- **What you are asked to do**
Render the material again word for word, skipping the pictures in it.
START
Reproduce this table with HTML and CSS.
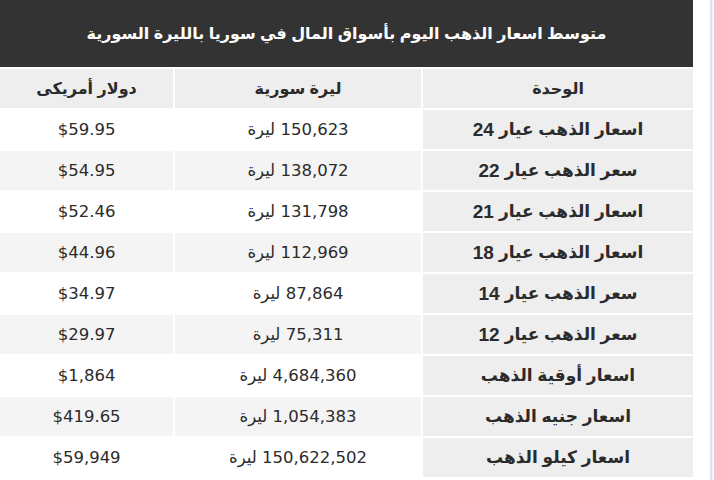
FILE: index.html
```html
<!DOCTYPE html>
<html lang="ar" dir="rtl">
<head>
<meta charset="utf-8">
<title>أسعار الذهب في سوريا</title>
<link rel="stylesheet" href="styles.css">
</head>
<body>
<div class="page">
  <div class="edge"></div>
  <div class="main">
    <div class="title">متوسط اسعار الذهب اليوم بأسواق المال في سوريا بالليرة السورية</div>
    <div class="grid">
      <div class="cell head">الوحدة</div>
      <div class="cell head">ليرة سورية</div>
      <div class="cell head">دولار أمريكى</div>

      <div class="cell unit">اسعار الذهب عيار <b>24</b></div>
      <div class="cell num">150,623 ليرة</div>
      <div class="cell num">$59.95</div>

      <div class="cell unit">سعر الذهب عيار <b>22</b></div>
      <div class="cell num alt">138,072 ليرة</div>
      <div class="cell num alt">$54.95</div>

      <div class="cell unit">اسعار الذهب عيار <b>21</b></div>
      <div class="cell num">131,798 ليرة</div>
      <div class="cell num">$52.46</div>

      <div class="cell unit">اسعار الذهب عيار <b>18</b></div>
      <div class="cell num alt">112,969 ليرة</div>
      <div class="cell num alt">$44.96</div>

      <div class="cell unit">سعر الذهب عيار <b>14</b></div>
      <div class="cell num">87,864 ليرة</div>
      <div class="cell num">$34.97</div>

      <div class="cell unit">سعر الذهب عيار <b>12</b></div>
      <div class="cell num alt">75,311 ليرة</div>
      <div class="cell num alt">$29.97</div>

      <div class="cell unit">اسعار أوقية الذهب</div>
      <div class="cell num">4,684,360 ليرة</div>
      <div class="cell num">$1,864</div>

      <div class="cell unit">اسعار جنيه الذهب</div>
      <div class="cell num alt">1,054,383 ليرة</div>
      <div class="cell num alt">$419.65</div>

      <div class="cell unit">اسعار كيلو الذهب</div>
      <div class="cell num">150,622,502 ليرة</div>
      <div class="cell num">$59,949</div>
    </div>
  </div>
</div>
</body>
</html>
```
FILE: styles.css
```css
html, body {
  margin: 0;
  padding: 0;
  background: #ffffff;
}
body {
  font-family: "Liberation Sans", "DejaVu Sans", sans-serif;
  color: #2b2b2b;
  overflow: hidden;
}
.page {
  display: flex;
  flex-direction: row;
  width: 714px;
  height: 480px;
}
.edge {
  width: 21px;
  flex: none;
  display: flex;
  justify-content: flex-start;
}
.edge::before {
  content: "";
  display: block;
  width: 2px;
  height: 100%;
  background: #f2f6fb;
}
.edge::after {
  content: "";
  display: block;
  width: 2px;
  height: 100%;
  background: #dbe4f0;
}
.main {
  width: 693px;
  flex: none;
}
.title {
  height: 67px;
  background: #333333;
  color: #ffffff;
  font-weight: bold;
  font-size: 16px;
  display: flex;
  align-items: center;
  justify-content: center;
  padding-bottom: 1px;
  box-sizing: border-box;
}
.grid {
  margin-top: 2px;
  display: grid;
  grid-template-columns: 270px 246px 173px;
  grid-auto-rows: 39px;
  gap: 2px;
}
.cell {
  display: flex;
  align-items: center;
  justify-content: center;
  background: #ffffff;
  white-space: nowrap;
}
.cell.head {
  background: #eeeeee;
  font-weight: bold;
  font-size: 16px;
}
.cell.unit {
  background: #eeeeee;
  font-weight: bold;
  font-size: 17px;
}
.cell.unit b {
  font-size: 19px;
  margin-right: 5px;
}
.cell.num {
  font-family: "DejaVu Sans", sans-serif;
  font-size: 16.5px;
}
.cell.alt {
  background: #f4f4f4;
}
```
END
- **Solution below**
Reproduce this table with HTML and CSS.
FILE: index.html
```html
<!DOCTYPE html>
<html lang="ar" dir="rtl">
<head>
<meta charset="utf-8">
<title>أسعار الذهب في سوريا</title>
<link rel="stylesheet" href="styles.css">
</head>
<body>
<div class="page">
  <div class="edge"></div>
  <div class="main">
    <div class="title">متوسط اسعار الذهب اليوم بأسواق المال في سوريا بالليرة السورية</div>
    <div class="grid">
      <div class="cell head">الوحدة</div>
      <div class="cell head">ليرة سورية</div>
      <div class="cell head">دولار أمريكى</div>

      <div class="cell unit">اسعار الذهب عيار <b>24</b></div>
      <div class="cell num">150,623 ليرة</div>
      <div class="cell num">$59.95</div>

      <div class="cell unit">سعر الذهب عيار <b>22</b></div>
      <div class="cell num alt">138,072 ليرة</div>
      <div class="cell num alt">$54.95</div>

      <div class="cell unit">اسعار الذهب عيار <b>21</b></div>
      <div class="cell num">131,798 ليرة</div>
      <div class="cell num">$52.46</div>

      <div class="cell unit">اسعار الذهب عيار <b>18</b></div>
      <div class="cell num alt">112,969 ليرة</div>
      <div class="cell num alt">$44.96</div>

      <div class="cell unit">سعر الذهب عيار <b>14</b></div>
      <div class="cell num">87,864 ليرة</div>
      <div class="cell num">$34.97</div>

      <div class="cell unit">سعر الذهب عيار <b>12</b></div>
      <div class="cell num alt">75,311 ليرة</div>
      <div class="cell num alt">$29.97</div>

      <div class="cell unit">اسعار أوقية الذهب</div>
      <div class="cell num">4,684,360 ليرة</div>
      <div class="cell num">$1,864</div>

      <div class="cell unit">اسعار جنيه الذهب</div>
      <div class="cell num alt">1,054,383 ليرة</div>
      <div class="cell num alt">$419.65</div>

      <div class="cell unit">اسعار كيلو الذهب</div>
      <div class="cell num">150,622,502 ليرة</div>
      <div class="cell num">$59,949</div>
    </div>
  </div>
</div>
</body>
</html>
```
FILE: styles.css
```css
html, body {
  margin: 0;
  padding: 0;
  background: #ffffff;
}
body {
  font-family: "Liberation Sans", "DejaVu Sans", sans-serif;
  color: #2b2b2b;
  overflow: hidden;
}
.page {
  display: flex;
  flex-direction: row;
  width: 714px;
  height: 480px;
}
.edge {
  width: 21px;
  flex: none;
  display: flex;
  justify-content: flex-start;
}
.edge::before {
  content: "";
  display: block;
  width: 2px;
  height: 100%;
  background: #f2f6fb;
}
.edge::after {
  content: "";
  display: block;
  width: 2px;
  height: 100%;
  background: #dbe4f0;
}
.main {
  width: 693px;
  flex: none;
}
.title {
  height: 67px;
  background: #333333;
  color: #ffffff;
  font-weight: bold;
  font-size: 16px;
  display: flex;
  align-items: center;
  justify-content: center;
  padding-bottom: 1px;
  box-sizing: border-box;
}
.grid {
  margin-top: 2px;
  display: grid;
  grid-template-columns: 270px 246px 173px;
  grid-auto-rows: 39px;
  gap: 2px;
}
.cell {
  display: flex;
  align-items: center;
  justify-content: center;
  background: #ffffff;
  white-space: nowrap;
}
.cell.head {
  background: #eeeeee;
  font-weight: bold;
  font-size: 16px;
}
.cell.unit {
  background: #eeeeee;
  font-weight: bold;
  font-size: 17px;
}
.cell.unit b {
  font-size: 19px;
  margin-right: 5px;
}
.cell.num {
  font-family: "DejaVu Sans", sans-serif;
  font-size: 16.5px;
}
.cell.alt {
  background: #f4f4f4;
}
```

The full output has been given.